Forward-Looking Statement
Some of the statements that we make in this press release are forward looking in nature. These statements are based on management’s current expectations or beliefs. These forward looking statements are not a guarantee of performance and are subject to a number of uncertainties and other factors, many of which are outside our control, which could cause actual events to differ materially from those expressed or implied by the statements.
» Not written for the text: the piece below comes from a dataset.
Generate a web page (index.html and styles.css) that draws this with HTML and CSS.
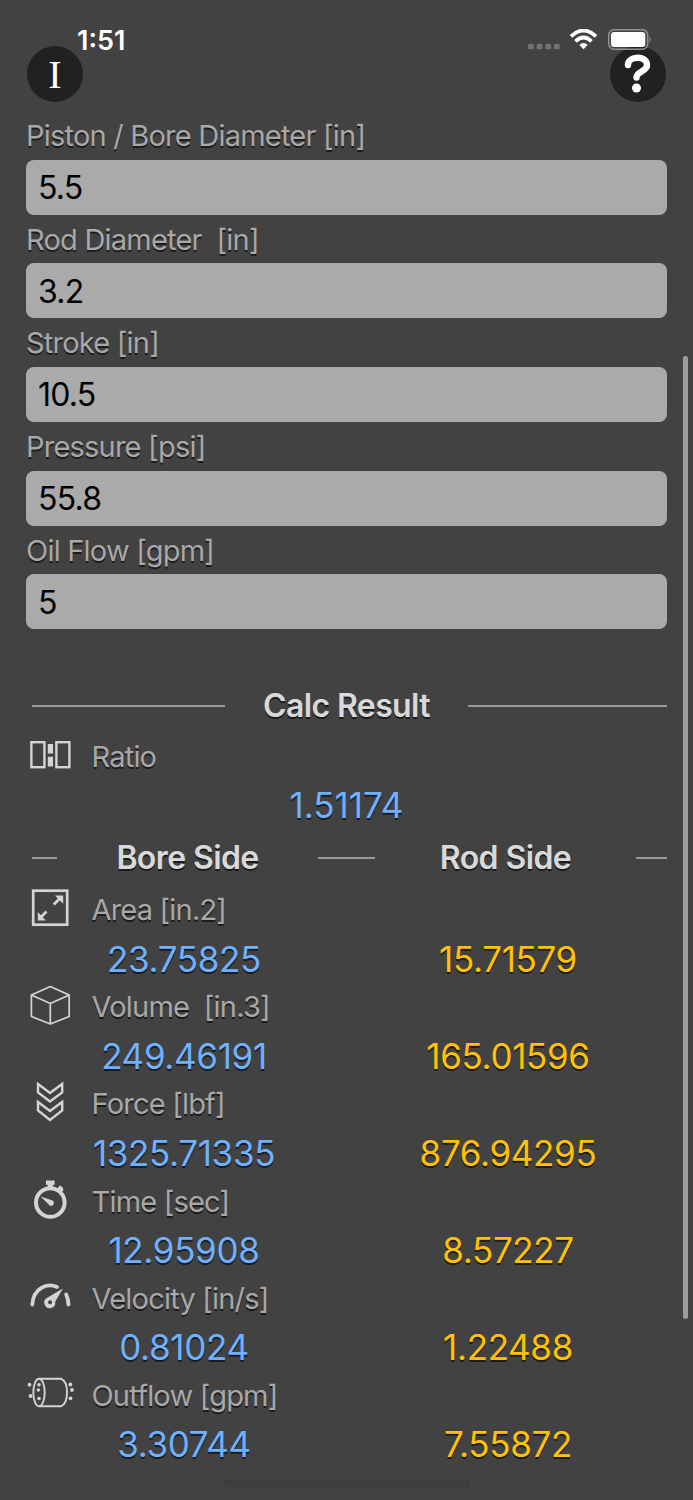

The most important factors that could prevent us from achieving our stated goals include, but are not limited to our ability to: successfully integrate acquisitions; increase the volume of traffic on our network; defend our intellectual property and proprietary rights; develop new products and services that meet customer demands and generate acceptable margins; successfully complete commercial testing of new technology and information systems to support new products and services; attract and retain qualified management and other personnel; and meet all of the terms and conditions of our debt obligations. Additional information concerning these and other important factors can be found within Level 3’s filings with the Securities and Exchange Commission. Statements in this press release should be evaluated in light of these important factors. Level 3 is under no obligation to, and expressly disclaims any such obligation to, update or alter its forward-looking statements, whether as a result of new information, future events, or otherwise.